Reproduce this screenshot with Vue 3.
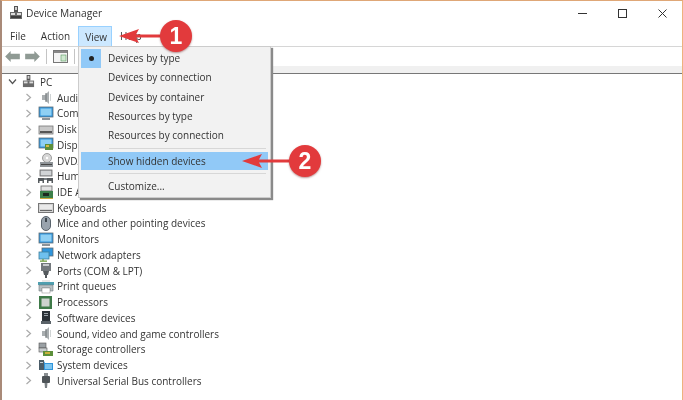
<script setup>
const menuBar = ['File', 'Action', 'View', 'Help']

const devices = [
  { label: 'Audio inputs and outputs', icon: 'speaker' },
  { label: 'Computer', icon: 'monitor' },
  { label: 'Disk drives', icon: 'disk' },
  { label: 'Display adapters', icon: 'display' },
  { label: 'DVD/CD-ROM drives', icon: 'dvd' },
  { label: 'Human Interface Devices', icon: 'hid' },
  { label: 'IDE ATA/ATAPI controllers', icon: 'ide' },
  { label: 'Keyboards', icon: 'keyboard' },
  { label: 'Mice and other pointing devices', icon: 'mouse' },
  { label: 'Monitors', icon: 'monitor' },
  { label: 'Network adapters', icon: 'network' },
  { label: 'Ports (COM & LPT)', icon: 'port' },
  { label: 'Print queues', icon: 'printer' },
  { label: 'Processors', icon: 'cpu' },
  { label: 'Software devices', icon: 'software' },
  { label: 'Sound, video and game controllers', icon: 'speaker' },
  { label: 'Storage controllers', icon: 'storage' },
  { label: 'System devices', icon: 'system' },
  { label: 'Universal Serial Bus controllers', icon: 'usb' },
]

const viewItems = [
  { label: 'Devices by type', checked: true },
  { label: 'Devices by connection' },
  { label: 'Devices by container' },
  { label: 'Resources by type' },
  { label: 'Resources by connection' },
]
</script>

<template>
  <div class="window">
    <header class="titlebar">
      <svg class="titlebar__icon" width="14" height="14" viewBox="0 0 14 14">
        <rect x="5" y="0" width="4" height="6" fill="#555" />
        <rect x="6" y="1" width="2" height="3" fill="#cfcfcf" />
        <rect x="1" y="6" width="12" height="7" fill="#6a6a6a" />
        <rect x="2" y="7" width="4" height="2" fill="#ddd" />
        <rect x="8" y="7" width="4" height="2" fill="#ddd" />
        <rect x="2" y="10" width="10" height="2" fill="#3d3d3d" />
      </svg>
      <span class="titlebar__text">Device Manager</span>
      <div class="titlebar__controls">
        <svg width="9" height="9" viewBox="0 0 9 9"><path d="M0 4.5h9" stroke="#333" /></svg>
        <svg width="9" height="9" viewBox="0 0 9 9"><rect x=".5" y=".5" width="8" height="8" fill="none" stroke="#333" /></svg>
        <svg width="9" height="9" viewBox="0 0 9 9"><path d="M.5.5l8 8M8.5.5l-8 8" stroke="#333" /></svg>
      </div>
    </header>

    <nav class="menubar">
      <span
        v-for="item in menuBar"
        :key="item"
        class="menubar__item"
        :class="{ 'menubar__item--open': item === 'View' }"
      >{{ item }}</span>
    </nav>

    <div class="toolbar">
      <svg class="toolbar__arrow" width="15" height="11" viewBox="0 0 16 12"><path d="M0 6l6-6v3h10v6H6v3z" fill="#8f9a94" /></svg>
      <svg class="toolbar__arrow" width="15" height="11" viewBox="0 0 16 12"><path d="M16 6l-6-6v3H0v6h10v3z" fill="#8f9a94" /></svg>
      <i class="toolbar__sep"></i>
      <svg width="15" height="13" viewBox="0 0 15 13">
        <rect x=".5" y=".5" width="14" height="12" fill="#f4f4f4" stroke="#777" />
        <rect x="1" y="1" width="13" height="2" fill="#888" />
        <rect x="8" y="5" width="5" height="6" fill="#cfe8d0" stroke="#5a9a62" stroke-width=".6" />
      </svg>
      <i class="toolbar__sep"></i>
    </div>
    <div class="toolbar-strip"></div>

    <section class="tree">
      <div class="tree__row tree__row--root">
        <svg class="tree__chevron" width="9" height="9" viewBox="0 0 9 9"><path d="M1 2.5l3.5 4 3.5-4" fill="none" stroke="#555" stroke-width="1.2" /></svg>
        <svg class="tree__root-icon" width="13" height="13" viewBox="0 0 14 14">
          <rect x="5" y="0" width="4" height="6" fill="#555" />
          <rect x="6" y="1" width="2" height="3" fill="#cfcfcf" />
          <rect x="1" y="6" width="12" height="7" fill="#6a6a6a" />
          <rect x="2" y="7" width="4" height="2" fill="#ddd" />
          <rect x="8" y="7" width="4" height="2" fill="#ddd" />
        </svg>
        <span>PC</span>
      </div>
      <div v-for="device in devices" :key="device.label" class="tree__row">
        <svg class="tree__chevron" width="9" height="9" viewBox="0 0 9 9"><path d="M2.5 1l4 3.5-4 3.5" fill="none" stroke="#aaa" stroke-width="1.2" /></svg>
        <svg class="tree__icon" width="16" height="15" viewBox="0 0 16 15">
          <g v-if="device.icon === 'speaker'">
            <path d="M4 5h3l4-4v13l-4-4H4z" fill="#a9aeb0" />
            <path d="M8 3v9" stroke="#6e7476" />
            <path d="M12.5 4v7" stroke="#cfd3d4" />
          </g>
          <g v-else-if="device.icon === 'monitor'">
            <rect x="1" y="1" width="14" height="10" fill="#2f95dc" stroke="#5f6d75" stroke-width=".8" />
            <rect x="2.5" y="2.5" width="11" height="7" fill="#8fd0f4" />
            <rect x="4" y="12" width="8" height="2" fill="#8d9398" />
          </g>
          <g v-else-if="device.icon === 'disk'">
            <rect x="1" y="4" width="14" height="8" fill="#c9c9c9" stroke="#777" stroke-width=".8" />
            <rect x="2" y="9" width="12" height="2" fill="#555" />
          </g>
          <g v-else-if="device.icon === 'display'">
            <rect x="1" y="1" width="14" height="10" fill="#2f95dc" stroke="#5f6d75" stroke-width=".8" />
            <rect x="2.5" y="2.5" width="11" height="7" fill="#8fd0f4" />
            <rect x="7" y="7" width="8" height="6" fill="#5c8f3a" />
            <rect x="8" y="8" width="3" height="2" fill="#d7b84a" />
          </g>
          <g v-else-if="device.icon === 'dvd'">
            <circle cx="9" cy="5" r="4.5" fill="#d7d7d7" stroke="#888" stroke-width=".8" />
            <circle cx="9" cy="5" r="1.2" fill="#fff" />
            <rect x="2" y="9" width="13" height="5" fill="#8f9498" />
            <rect x="3" y="11" width="11" height="1" fill="#444" />
          </g>
          <g v-else-if="device.icon === 'hid'">
            <rect x="2" y="1" width="12" height="6" fill="#b9bdc0" stroke="#666" stroke-width=".8" />
            <path d="M3 3h10M3 5h10" stroke="#fff" stroke-width=".7" />
            <path d="M0 14V9h6v5h-1.5v-2h-3v2zM9 14V9h6v5h-1.5v-2h-3v2z" fill="#565b5e" />
            <rect x="6" y="9" width="3" height="2" fill="#7a8084" />
          </g>
          <g v-else-if="device.icon === 'ide'">
            <rect x="3" y="1" width="11" height="5" fill="#e2e2e2" stroke="#666" stroke-width=".8" />
            <rect x="2" y="6" width="13" height="7" fill="#3c7f4a" />
            <rect x="5" y="8" width="6" height="3" fill="#1d2a20" />
            <rect x="2" y="13" width="13" height="1" fill="#c7a93c" />
          </g>
          <g v-else-if="device.icon === 'keyboard'">
            <rect x=".5" y="3.5" width="15" height="9" fill="#d4d4d4" stroke="#777" />
            <path d="M2 6h12M2 8h12" stroke="#fff" />
            <path d="M2 10.5h12" stroke="#666" />
          </g>
          <g v-else-if="device.icon === 'mouse'">
            <rect x="3.5" y="0.5" width="9" height="14" rx="4.5" fill="#99a3ad" stroke="#59636c" />
            <rect x="7" y="2" width="2" height="4" fill="#3f474e" />
          </g>
          <g v-else-if="device.icon === 'network'">
            <rect x="4" y="1" width="11" height="8" fill="#2f95dc" stroke="#5f6d75" stroke-width=".8" />
            <rect x="1" y="5" width="10" height="7" fill="#6fc0ee" stroke="#3c7f9c" stroke-width=".8" />
            <path d="M5 12v2M2 14.2h7" stroke="#6c9c3a" stroke-width="1.2" />
          </g>
          <g v-else-if="device.icon === 'port'">
            <rect x="3" y="0" width="10" height="8" fill="#73787c" />
            <rect x="5" y="1" width="6" height="2" fill="#c7cacc" />
            <path d="M5 8h6l-1 4H6z" fill="#555a5e" />
            <rect x="7" y="12" width="2" height="3" fill="#555a5e" />
          </g>
          <g v-else-if="device.icon === 'printer'">
            <rect x="0" y="3" width="16" height="3" fill="#4f9fb0" />
            <path d="M1 6h14v6H12V9H4v3H1z" fill="#b8c0c4" stroke="#70787c" stroke-width=".6" />
            <rect x="4" y="1" width="8" height="2" fill="#e8e8e8" />
            <rect x="4" y="9" width="8" height="5" fill="#fff" stroke="#999" stroke-width=".6" />
          </g>
          <g v-else-if="device.icon === 'cpu'">
            <rect x="1" y="1" width="13" height="13" fill="#3e7a48" />
            <rect x="3.5" y="3.5" width="8" height="8" fill="#cdd3ce" />
          </g>
          <g v-else-if="device.icon === 'software'">
            <path d="M4 1h8v10H4z" fill="#2c3238" />
            <rect x="6" y="3" width="4" height="1" fill="#9aa2a8" />
            <rect x="6" y="5" width="4" height="1" fill="#9aa2a8" />
            <path d="M3 11h10v3H3z" fill="#5a6268" />
          </g>
          <g v-else-if="device.icon === 'storage'">
            <rect x="1" y="1" width="7" height="5" fill="#9aa0a4" stroke="#555" stroke-width=".6" />
            <rect x="1" y="6" width="8" height="4" fill="#c8ccce" stroke="#555" stroke-width=".6" />
            <rect x="5" y="9" width="10" height="5" fill="#5c8f3a" />
            <rect x="7" y="10" width="5" height="2" fill="#c9b23c" />
          </g>
          <g v-else-if="device.icon === 'system'">
            <path d="M1 3h5l1 2h8v7H1z" fill="#2f95dc" />
            <rect x="1" y="2" width="5" height="10" fill="#4a5c68" />
            <rect x="2" y="4" width="3" height="1" fill="#c7d2d8" />
            <rect x="7" y="6" width="7" height="5" fill="#7cc5f0" />
          </g>
          <g v-else-if="device.icon === 'usb'">
            <rect x="6" y="0" width="4" height="3" fill="#8a8f92" />
            <rect x="4" y="3" width="8" height="7" rx="1" fill="#4e5458" />
            <path d="M6.5 10h3L9 15H7z" fill="#7a8084" />
          </g>
        </svg>
        <span class="tree__label">{{ device.label }}</span>
      </div>
    </section>

    <!-- dropdown sits over the tree -->
    <div class="dropdown">
      <div
        v-for="item in viewItems"
        :key="item.label"
        class="dropdown__item"
      >
        <span class="dropdown__check" :class="{ 'dropdown__check--on': item.checked }"><i v-if="item.checked"></i></span>
        <span class="dropdown__label">{{ item.label }}</span>
      </div>
      <div class="dropdown__sep"></div>
      <div class="dropdown__item dropdown__item--hover">
        <span class="dropdown__check"></span>
        <span class="dropdown__label">Show hidden devices</span>
      </div>
      <div class="dropdown__sep dropdown__sep--tight"></div>
      <div class="dropdown__item">
        <span class="dropdown__check"></span>
        <span class="dropdown__label">Customize...</span>
      </div>
    </div>

    <!-- red callouts from the article -->
    <div class="callout callout--one">
      <svg width="44" height="14" viewBox="0 0 44 14"><path d="M0 7l20-7-3 5.5h27v3H17l3 5.500z" fill="#e23a3c" /></svg>
      <span class="callout__badge">1</span>
    </div>
    <div class="callout callout--two">
      <svg width="50" height="14" viewBox="0 0 50 14"><path d="M0 7l20-7-3 5.500h33v3H17l3 5.500z" fill="#e23a3c" /></svg>
      <span class="callout__badge">2</span>
    </div>
  </div>
</template>

<style scoped>
.window {
  position: relative;
  box-sizing: border-box;
  width: 683px;
  height: 400px;
  overflow: hidden;
  border-top: 1px solid #dfa777;
  border-left: 2px solid #a98a78;
  border-right: 1px solid #eeb27e;
  background: #fff;
  color: #1e1e1e;
  font-family: "Open Sans", "Noto Sans", sans-serif;
  font-size: 10px;
  filter: blur(0.3px);
}

.titlebar {
  display: flex;
  height: 24px;
  align-items: center;
  padding-left: 7px;
}

.titlebar__icon {
  margin-right: 3px;
}

.titlebar__text {
  font-size: 10.2px;
  color: #333;
}

.titlebar__controls {
  display: flex;
  margin-left: auto;
  gap: 31px;
  padding-right: 15px;
}

.menubar {
  display: flex;
  height: 21px;
  align-items: center;
  padding-left: 1px;
  border-bottom: 1px solid #d6d6d6;
}

.menubar__item {
  display: flex;
  height: 19px;
  align-items: center;
  box-sizing: border-box;
  padding: 0 7px;
  margin-top: 1px;
  color: #333;
  margin-right: 1px;
}

.menubar__item--open {
  height: 20px;
  padding: 0 4px 0 6px;
  border: 1px solid #99d1ff;
  border-bottom: none;
  background: #cce8ff;
}

.toolbar {
  display: flex;
  height: 19px;
  align-items: center;
  gap: 5px;
  padding-left: 3px;
}

.toolbar__sep {
  display: block;
  width: 1px;
  height: 15px;
  margin: 0 1px;
  background: #c4c4c4;
}

.toolbar-strip {
  height: 7px;
  border-bottom: 1px solid #777;
  background: #f0f0f0;
}

.tree {
  display: flex;
  flex-direction: column;
}

.tree__row {
  display: flex;
  height: 15.74px;
  align-items: center;
  padding-left: 22px;
  color: #333;
  white-space: nowrap;
}

.tree__row--root {
  padding-left: 6px;
}

.tree__chevron {
  flex: none;
  margin-right: 5px;
}

.tree__icon {
  flex: none;
  margin-right: 3px;
}

.tree__root-icon {
  flex: none;
  margin-right: 5px;
}

.dropdown {
  position: absolute;
  top: 45px;
  left: 76px;
  box-sizing: border-box;
  width: 193px;
  height: 152px;
  padding: 2px;
  border: 1px solid #ccc;
  background: #f2f2f2;
  box-shadow: 2px 2px 1px #8a8a8a;
}

.dropdown__item {
  display: flex;
  height: 19.3px;
  align-items: center;
  color: #333;
}

.dropdown__item--hover {
  height: 18px;
  background: #91c9f7;
}

.dropdown__check {
  display: flex;
  flex: none;
  width: 20px;
  height: 100%;
  align-items: center;
  justify-content: center;
  margin-right: 7px;
}

.dropdown__check--on {
  background: #91c9f7;
}

.dropdown__check i {
  display: block;
  width: 5px;
  height: 5px;
  border-radius: 50%;
  background: #222;
}

.dropdown__label {
  margin-top: -1px;
}

.dropdown__sep {
  height: 1px;
  margin: 3px 2px 3px 28px;
  background: #d7d7d7;
}

.dropdown__sep--tight {
  margin-bottom: 2px;
}

.callout {
  position: absolute;
  display: flex;
  align-items: center;
}

.callout svg {
  margin-right: -3px;
}

.callout--one {
  top: 19px;
  left: 117px;
}

.callout--two {
  top: 144px;
  left: 240px;
}

.callout__badge {
  position: relative;
  display: flex;
  width: 32px;
  height: 32px;
  align-items: center;
  justify-content: center;
  border-radius: 50%;
  background: #e23a3c;
  color: #fff;
  font-family: "Liberation Sans", sans-serif;
  font-size: 23px;
  font-weight: 700;
  box-shadow: 0 1px 2px rgba(120, 40, 40, 0.5);
}
</style>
--------------------
:: What the task requires ::
Restate the material word for word from its first line through the line containing "const menuBar = ['File', 'Action', 'View', 'Help']", both included; the pictures do not belong in it.

:: Result for this exercise ::
Reproduce this screenshot with Vue 3.
<script setup>
const menuBar = ['File', 'Action', 'View', 'Help']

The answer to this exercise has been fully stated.